Rubik Cubes represent perhaps the most well-known puzzle game, with over 400 million cubes sold all over the world, making it the world’s best selling toy and bestselling puzzle game. Though still widely used, the game reached its height of interest throughout the 1980s. Much like the arcade video game Space Invader, from which Invader draws his largest project, here again, the artist draws from the world of popular games popularised throughout the 1980s.
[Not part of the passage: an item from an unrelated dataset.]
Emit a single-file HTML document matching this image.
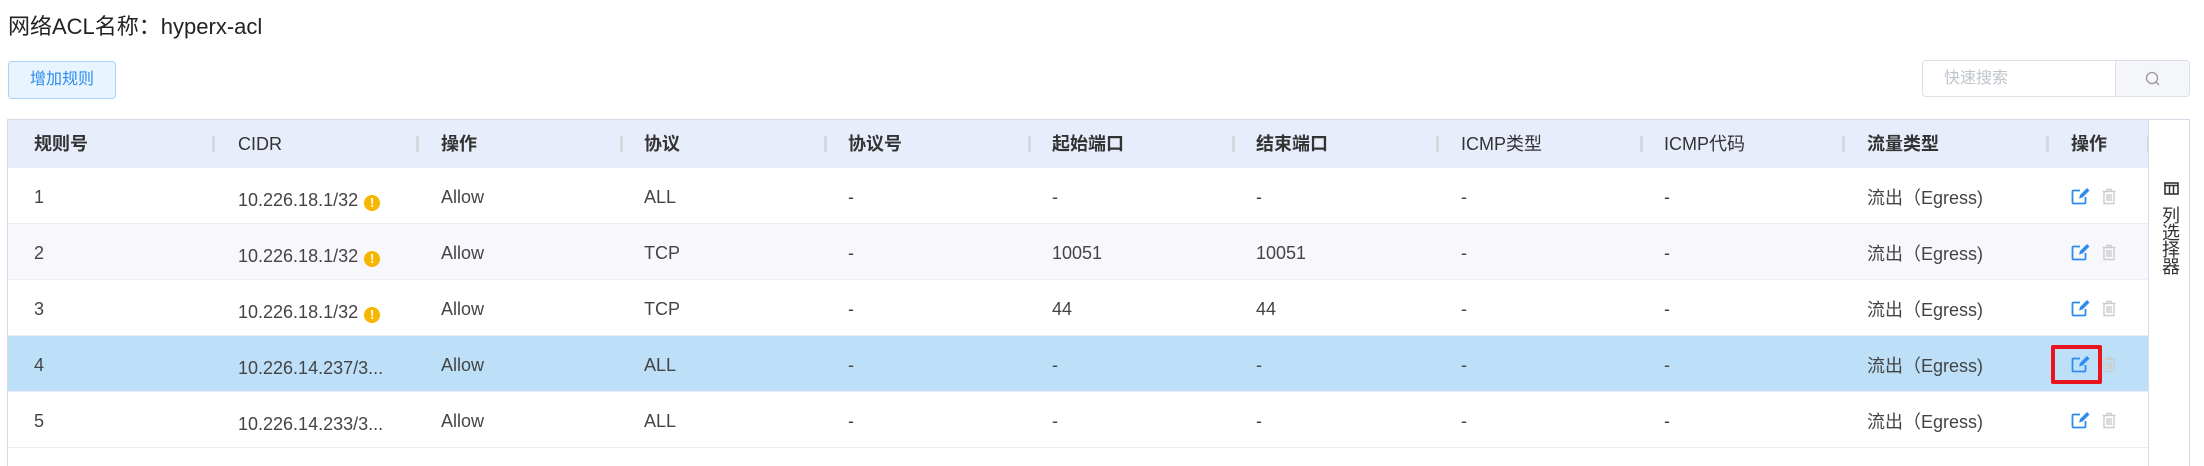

If Repetition, Variation and Evolution represented for Jean Marc Avrilla Invader’s working manifesto for his Space Invader project, the same can be said about this print, where Invader shows the building block and core of his series Rubikcubism, based around the manipulation of the colour combination. Once again, Invader’s creativity and passion for the world of games takes him to engage with pixelation, this time through the coloured stickers of Rubik Cubes.